Here we consider scientific research as a random walk, following Isaac Newton’s retrospection that during his scientific career he was like “... a boy playing on the seashore... finding... a prettier shell than ordinary”51. Such a ‘seashore’ is represented by a one-dimensional lattice in our model and a ‘shell’ corresponds to a scientific finding that yields a paper (Fig. 3a). The locations at which shells can be found are located with a certain probability p at the sites of lattice, where each location contains q shells of one type. q follows a distribution P(q) ~ q−α, which is motivated by the heterogeneity in the potential that a research yields papers: although some are fruitful, many of research topics are not. Therefore, the seashore lattice contains sites with piles of shells, separated by a random number of empty sites in between. A scientist starts at a random initial position and performs an unbiased random walk on its own lattice (50% chance to move one step left or right). Upon reaching a site that contains shells, the walker picks one shell, corresponding to publishing one paper. The walker stops when it reaches the end of the career, defined by the total number of steps S, following a truncated log-normal distribution P(S), the choice of which is motivated by the distribution of the observed career lifetime span of the real scientist52,53 (Supplementary Fig. 2).

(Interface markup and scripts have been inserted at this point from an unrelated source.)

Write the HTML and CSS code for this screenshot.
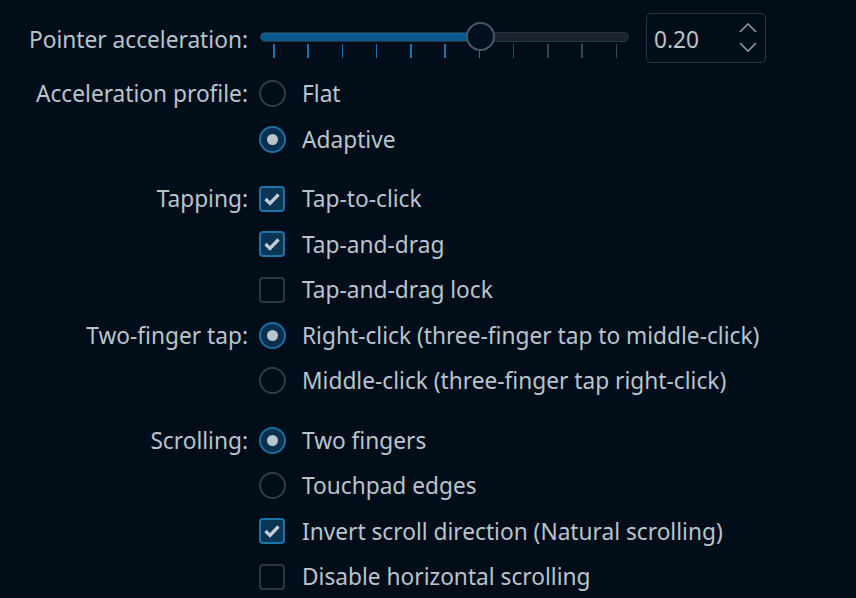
FILE: index.html
```html
<!DOCTYPE html>
<html>
<head>
<meta charset="utf-8">
<link rel="stylesheet" href="styles.css">
</head>
<body>
<div class="form">
  <div class="field field-slider">
    <div class="label">Pointer acceleration:</div>
    <div class="slider-row">
      <div class="slider">
        <div class="track"><div class="fill"></div></div>
        <div class="ticks">
          <span class="tick on"></span><span class="tick on"></span><span class="tick on"></span><span class="tick on"></span><span class="tick on"></span><span class="tick on"></span><span class="tick on"></span><span class="tick"></span><span class="tick"></span><span class="tick"></span><span class="tick"></span>
        </div>
        <div class="handle"></div>
      </div>
      <div class="spin">
        <span class="spin-value">0.20</span>
        <svg class="spin-arrows" width="18" height="30" viewBox="0 0 18 30">
          <polyline points="1,9 9,1 17,9" fill="none" stroke="#8c97a3" stroke-width="1.6"/>
          <polyline points="1,20 9,28 17,20" fill="none" stroke="#8c97a3" stroke-width="1.6"/>
        </svg>
      </div>
    </div>
  </div>

  <div class="field">
    <div class="label">Acceleration profile:</div>
    <div class="options">
      <div class="opt"><span class="radio"></span><span>Flat</span></div>
      <div class="opt"><span class="radio checked"></span><span>Adaptive</span></div>
    </div>
  </div>

  <div class="field group">
    <div class="label">Tapping:</div>
    <div class="options">
      <div class="opt"><span class="check checked"><svg width="26" height="26" viewBox="0 0 26 26"><polyline points="6.5,13 11,17.5 19.5,8.5" fill="none" stroke="#c3ccd4" stroke-width="3.3"/></svg></span><span>Tap-to-click</span></div>
      <div class="opt"><span class="check checked"><svg width="26" height="26" viewBox="0 0 26 26"><polyline points="6.5,13 11,17.5 19.5,8.5" fill="none" stroke="#c3ccd4" stroke-width="3.3"/></svg></span><span>Tap-and-drag</span></div>
      <div class="opt"><span class="check"></span><span>Tap-and-drag lock</span></div>
    </div>
  </div>

  <div class="field">
    <div class="label">Two-finger tap:</div>
    <div class="options">
      <div class="opt"><span class="radio checked"></span><span>Right-click (three-finger tap to middle-click)</span></div>
      <div class="opt"><span class="radio"></span><span>Middle-click (three-finger tap right-click)</span></div>
    </div>
  </div>

  <div class="field group">
    <div class="label">Scrolling:</div>
    <div class="options">
      <div class="opt"><span class="radio checked"></span><span>Two fingers</span></div>
      <div class="opt"><span class="radio"></span><span>Touchpad edges</span></div>
      <div class="opt"><span class="check checked"><svg width="26" height="26" viewBox="0 0 26 26"><polyline points="6.5,13 11,17.5 19.5,8.5" fill="none" stroke="#c3ccd4" stroke-width="3.3"/></svg></span><span>Invert scroll direction (Natural scrolling)</span></div>
      <div class="opt"><span class="check"></span><span>Disable horizontal scrolling</span></div>
    </div>
  </div>
</div>
</body>
</html>
```

FILE: styles.css
```css
html, body {
  margin: 0;
  padding: 0;
  background: #020d1a;
  height: 100%;
  overflow: hidden;
}

body {
  font-family: "Noto Sans", "DejaVu Sans", sans-serif;
  font-size: 22.7px;
  color: #b9c4cc;
}

.form {
  padding-top: 13px;
  display: flex;
  flex-direction: column;
}

.field {
  display: grid;
  grid-template-columns: 248px 1fr;
  column-gap: 11px;
}

.field.group {
  margin-top: 14px;
}

.field-slider {
  margin-bottom: 8px;
}

.label {
  height: 45.5px;
  display: flex;
  align-items: center;
  justify-content: flex-end;
  white-space: nowrap;
}

.field-slider .label {
  height: 50px;
  padding-top: 3px;
  box-sizing: border-box;
}

.options {
  display: flex;
  flex-direction: column;
}

.opt {
  height: 45.5px;
  display: flex;
  align-items: center;
  gap: 16px;
  white-space: nowrap;
}

.radio {
  width: 27px;
  height: 27px;
  box-sizing: border-box;
  border-radius: 50%;
  border: 2px solid #333c46;
  flex: none;
  display: flex;
  align-items: center;
  justify-content: center;
}

.radio.checked {
  border-color: #1b6fa5;
  background: #0a304d;
}

.radio.checked::after {
  content: "";
  width: 11px;
  height: 11px;
  border-radius: 50%;
  background: #b9c4cc;
}

.check {
  width: 26px;
  height: 26px;
  box-sizing: border-box;
  border-radius: 4px;
  border: 2px solid #2e3741;
  flex: none;
  position: relative;
  margin-right: 1px;
}

.check.checked {
  border-color: #1d74ab;
  background: #0b3555;
}

.check svg {
  position: absolute;
  left: -2px;
  top: -2px;
}

/* slider */
.slider-row {
  display: flex;
  align-items: center;
  gap: 15px;
  height: 50px;
}

.slider {
  position: relative;
  width: 372px;
  height: 50px;
}

.track {
  position: absolute;
  left: 1px;
  right: 2px;
  top: 19px;
  height: 10px;
  box-sizing: border-box;
  border-radius: 5px;
  background: #1b242e;
  border: 1.5px solid #2b343e;
  overflow: hidden;
}

.fill {
  width: 59%;
  background: #08598c;
  box-shadow: inset 0 0 0 1.5px #1677b3;
  margin: -1.5px;
  height: calc(100% + 3px);
  border-radius: 5px 0 0 5px;
}

.ticks {
  position: absolute;
  left: 14px;
  right: 14px;
  top: 31px;
  height: 14px;
  display: flex;
  justify-content: space-between;
}

.tick {
  width: 1.5px;
  height: 14px;
  background: #3a4550;
}

.tick.on {
  background: #1b74ad;
}

.handle {
  position: absolute;
  left: 207px;
  top: 9px;
  width: 29px;
  height: 29px;
  box-sizing: border-box;
  border-radius: 50%;
  background: #03101d;
  border: 2px solid #4b5662;
}

.spin {
  width: 120px;
  height: 50px;
  box-sizing: border-box;
  border: 1.5px solid #2d3640;
  border-radius: 5px;
  display: flex;
  align-items: center;
  justify-content: space-between;
  padding: 0 8px 0 7px;
}

.spin-value {
  color: #b9c4cc;
  padding-top: 2px;
}

.spin-arrows {
  display: block;
}
```
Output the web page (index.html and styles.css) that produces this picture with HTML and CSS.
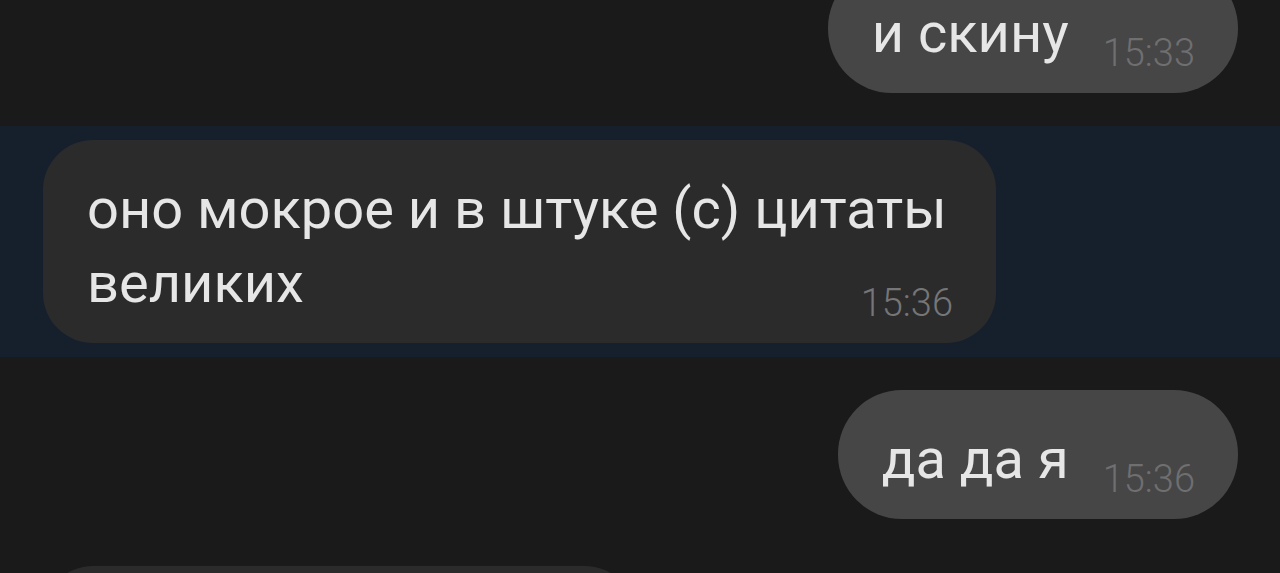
FILE: index.html
```html
<!DOCTYPE html>
<html lang="ru">
<head>
    <meta charset="UTF-8">
    <meta name="viewport" content="width=device-width, initial-scale=1.0">
    <title>Чат</title>
    <link rel="stylesheet" href="styles.css">
</head>
<body>
    <div class="chat">
        <div class="msg out">
            <div class="bubble">и скину<span class="time">15:33</span></div>
        </div>
        <div class="msg in selected">
            <div class="bubble">оно мокрое и в штуке (с) цитаты великих<span class="time">15:36</span></div>
        </div>
        <div class="msg out">
            <div class="bubble">да да я<span class="time">15:36</span></div>
        </div>
        <div class="msg in">
            <div class="bubble">а что за штука<span class="time">15:37</span></div>
        </div>
    </div>
</body>
</html>
```

FILE: styles.css
```css
body {
    margin: 0;
    padding: 0;
    background-color: #1a1a1a;
    font-family: Roboto, "Noto Sans", sans-serif;
    overflow: hidden;
}
.chat {
    display: flex;
    flex-direction: column;
    gap: 19px;
    margin-top: -50px; /* scrolled list, first bubble cut off */
}
.msg {
    display: flex;
    padding: 14px 42px 14px 43px;
}
.msg.out {
    justify-content: flex-end;
}
.msg.selected {
    background-color: #16202d;
}
.bubble {
    max-width: 953px;
    box-sizing: border-box;
    padding: 32px 43px 23px 44px;
    border-radius: 50px;
    font-size: 56px;
    line-height: 74px;
    color: #e6e6e6;
}
.out .bubble {
    background-color: #464647;
    border-radius: 64px;
}
.in .bubble {
    background-color: #2b2b2c;
}
.time {
    float: right;
    margin: 44px 0 0 34px;
    font-size: 38px;
    font-weight: 300;
    line-height: 26px;
    color: #6f6f70;
}
.in .time {
    color: #767677;
}
```
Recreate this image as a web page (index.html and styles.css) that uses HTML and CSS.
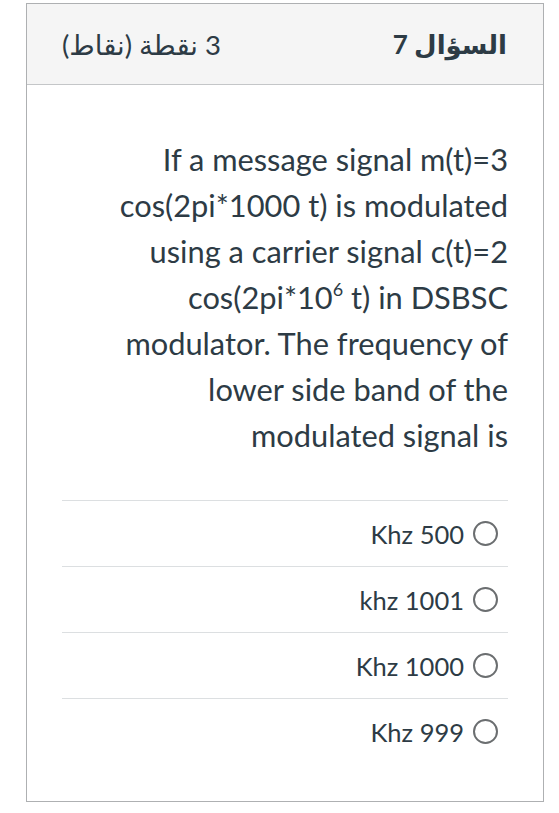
FILE: index.html
```html
<!DOCTYPE html>
<html lang="ar">
<head>
<meta charset="utf-8">
<link rel="stylesheet" href="styles.css">
</head>
<body>
<div class="card">
  <div class="header" dir="rtl">
    <span class="q-title">السؤال 7</span>
    <span class="q-points">3 نقطة (نقاط)</span>
  </div>
  <div class="content">
    <div class="question">If a message signal m(t)=3 cos(2pi*1000 t) is modulated using a carrier signal c(t)=2 cos(2pi*10<sup>6</sup> t) in DSBSC modulator. The frequency of lower side band of the modulated signal is</div>
    <div class="answers">
      <label class="answer"><span class="label">Khz 500</span><span class="radio"></span></label>
      <label class="answer"><span class="label">khz 1001</span><span class="radio"></span></label>
      <label class="answer"><span class="label">Khz 1000</span><span class="radio"></span></label>
      <label class="answer"><span class="label">Khz 999</span><span class="radio"></span></label>
    </div>
  </div>
</div>
</body>
</html>
```

FILE: styles.css
```css
html, body {
  margin: 0;
  padding: 0;
  background: #ffffff;
}
body {
  padding: 3px 15px 0 26px;
  font-family: Lato, "DejaVu Sans", sans-serif;
  color: #2d3b45;
}
.card {
  width: 518px;
  height: 799px;
  border: 1px solid #aeb0b2;
  box-sizing: border-box;
  display: flex;
  flex-direction: column;
}
.header {
  height: 81px;
  background: #f5f5f5;
  border-bottom: 1px solid #c4c6c8;
  display: flex;
  justify-content: space-between;
  align-items: center;
  padding: 0 36px 0 35px;
  box-sizing: border-box;
  flex-shrink: 0;
}
.q-title {
  font-family: Lato, "DejaVu Sans", sans-serif;
  font-size: 26px;
  font-weight: bold;
  color: #2d3b45;
}
.q-points {
  font-family: Lato, "DejaVu Sans", sans-serif;
  font-size: 27.5px;
  color: #2d3b45;
}
.content {
  padding: 52px 35px 0 35px;
}
.question {
  text-align: right;
  font-size: 30.8px;
  line-height: 46px;
}
.question sup {
  font-size: 18px;
  line-height: 0;
  vertical-align: 13px;
}
.answers {
  margin-top: 41px;
}
.answer {
  display: flex;
  justify-content: flex-end;
  align-items: center;
  gap: 9px;
  height: 66px;
  border-top: 1px solid #dcdfe1;
  box-sizing: border-box;
  padding-right: 10px;
  font-size: 25.5px;
}
.radio {
  width: 25px;
  height: 25px;
  border: 2px solid #6b6e70;
  border-radius: 50%;
  box-sizing: border-box;
  flex-shrink: 0;
}
```
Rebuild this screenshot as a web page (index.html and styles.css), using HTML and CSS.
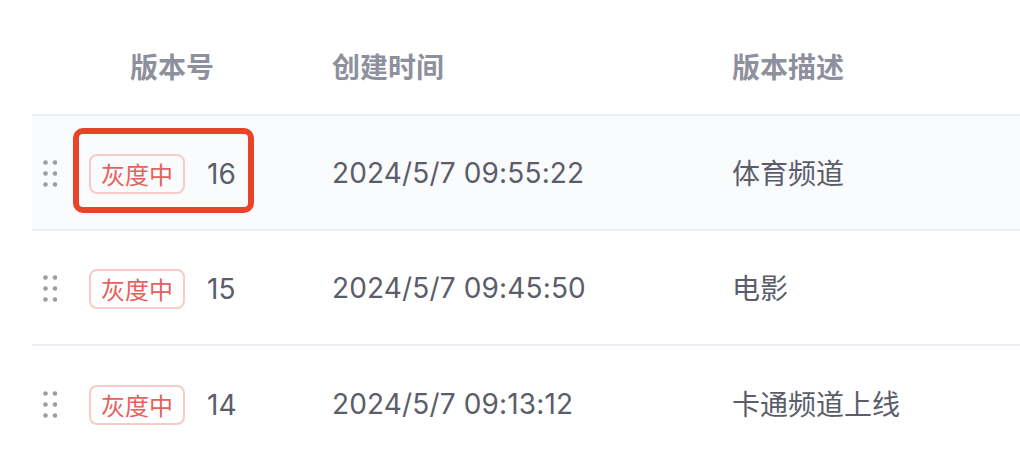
FILE: index.html
```html
<!DOCTYPE html>
<html lang="zh">
<head>
<meta charset="utf-8">
<title>版本列表</title>
<link rel="stylesheet" href="styles.css">
</head>
<body>
<div class="table">
  <div class="row head">
    <div class="c-ver">版本号</div>
    <div class="c-time">创建时间</div>
    <div class="c-desc">版本描述</div>
  </div>
  <div class="row item active">
    <svg class="grip" viewBox="0 0 14 28"><g fill="#9b9ca1"><circle cx="2.5" cy="2.5" r="2.3"/><circle cx="12" cy="2.5" r="2.3"/><circle cx="2.5" cy="13.5" r="2.3"/><circle cx="12" cy="13.5" r="2.3"/><circle cx="2.5" cy="24.5" r="2.3"/><circle cx="12" cy="24.5" r="2.3"/></g></svg>
    <div class="c-tag"><span class="tag">灰度中</span><span class="num">16</span></div>
    <div class="c-time">2024/5/7 09:55:22</div>
    <div class="c-desc">体育频道</div>
    <div class="mark"></div>
  </div>
  <div class="row item">
    <svg class="grip" viewBox="0 0 14 28"><g fill="#9b9ca1"><circle cx="2.5" cy="2.5" r="2.3"/><circle cx="12" cy="2.5" r="2.3"/><circle cx="2.5" cy="13.5" r="2.3"/><circle cx="12" cy="13.5" r="2.3"/><circle cx="2.5" cy="24.5" r="2.3"/><circle cx="12" cy="24.5" r="2.3"/></g></svg>
    <div class="c-tag"><span class="tag">灰度中</span><span class="num">15</span></div>
    <div class="c-time">2024/5/7 09:45:50</div>
    <div class="c-desc">电影</div>
  </div>
  <div class="row item last">
    <svg class="grip" viewBox="0 0 14 28"><g fill="#9b9ca1"><circle cx="2.5" cy="2.5" r="2.3"/><circle cx="12" cy="2.5" r="2.3"/><circle cx="2.5" cy="13.5" r="2.3"/><circle cx="12" cy="13.5" r="2.3"/><circle cx="2.5" cy="24.5" r="2.3"/><circle cx="12" cy="24.5" r="2.3"/></g></svg>
    <div class="c-tag"><span class="tag">灰度中</span><span class="num">14</span></div>
    <div class="c-time">2024/5/7 09:13:12</div>
    <div class="c-desc">卡通频道上线</div>
  </div>
</div>
</body>
</html>
```
FILE: styles.css
```css
html, body {
  margin: 0;
  padding: 0;
  background: #fff;
  overflow: hidden;
}
body {
  height: 450px;
  padding-left: 32px;
  box-sizing: border-box;
  font-family: Inter, "Noto Sans CJK SC", sans-serif;
  font-size: 28px;
  color: #5b5e6a;
}
.table {
  display: flex;
  flex-direction: column;
}
.row {
  position: relative;
  display: flex;
  align-items: center;
  border-bottom: 2px solid #eceef5;
  box-sizing: border-box;
  height: 115px;
}
.head {
  height: 116px;
  padding-top: 18px;
  font-weight: 600;
  color: #8e919d;
}
.head .c-ver {
  width: 300px;
  padding-left: 98px;
  box-sizing: border-box;
}
.c-time {
  width: 400px;
}
.item .c-time {
  letter-spacing: 0.15px;
  padding-bottom: 2px;
}
.c-desc {
  flex: 1;
}
.item .c-desc {
  padding-bottom: 4px;
}
.item {
  padding-left: 11px;
  padding-top: 2px;
}
.last {
  border-bottom: 0;
}
.active {
  background: #fafbfd;
}
.grip {
  width: 14px;
  height: 28px;
  flex: none;
}
.c-tag {
  width: 243px;
  margin-left: 32px;
  display: flex;
  align-items: center;
}
.tag {
  box-sizing: border-box;
  width: 96px;
  height: 40px;
  display: flex;
  align-items: center;
  justify-content: center;
  border: 2px solid #f6cbc9;
  border-radius: 8px;
  font-size: 24px;
  color: #e6605c;
}
.num {
  margin-left: 22px;
}
.mark {
  position: absolute;
  left: 41px;
  top: 12px;
  width: 181px;
  height: 85px;
  box-sizing: border-box;
  border: 6px solid #e94428;
  border-radius: 10px;
}
```
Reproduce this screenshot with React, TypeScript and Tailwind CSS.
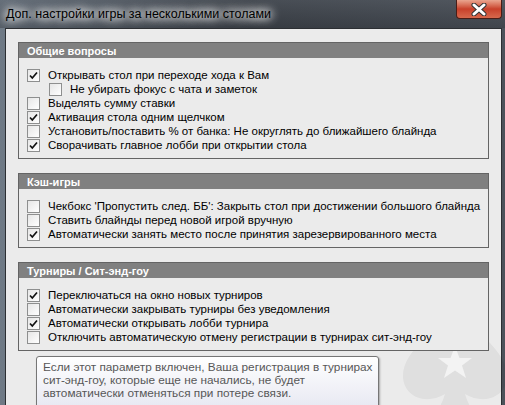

Despite its simplicity, the seashore walk predicts the presence of both heterogeneity and recency features. If we assume that one type of shells corresponds to one research subject, the power-law distribution P(q) provides varying limits to the number of papers that can be published on different research subjects. The unbiased random walker is likely to return to a site repeatedly, which consequently enables it to collect all the shells from the site. Such repeated visits and P(q) give rise to the heterogeneity and recency features observed empirically (Supplementary Fig. 3a, b).
To further capture the evolution of research interest, we need to assign topics to each type of shell. Recent advances in knowledge expansion4,8,29 have provided two specific features governing the evolution of a scientist’s research agenda: first, existing topics are connected to form a research subject; and second, new topics are occasionally added29. By absorbing these two features into the seashore walk, we define how the research subject of a type of shell is associated with its location on the lattice and how topics evolve on the underlying lattice, leading to the introduction of Model I (Fig. 3a).
For Model I we assume that there is a topic pool containing 3 topics for each site on the lattice. The shells on the site, if there are any, are characterized by a random combination of the 3 topics (with repetitions), representing an artificial topic tuple for the research subject of the site. The value 3 is based on the observation that each paper is characterized on average by 2.89 PACS codes42 (Supplementary Fig. 4a, b). Furthermore, we assume that one topic pool covers L sites on the lattice and two neighboring topic pools differ by one topic. Therefore, new topics are encountered as the walker moves away from the starting point, which is in line with the empirical observation that new topics emerge when the number of distinct topic tuples used by a scientist increases (Supplementary Fig. 4c).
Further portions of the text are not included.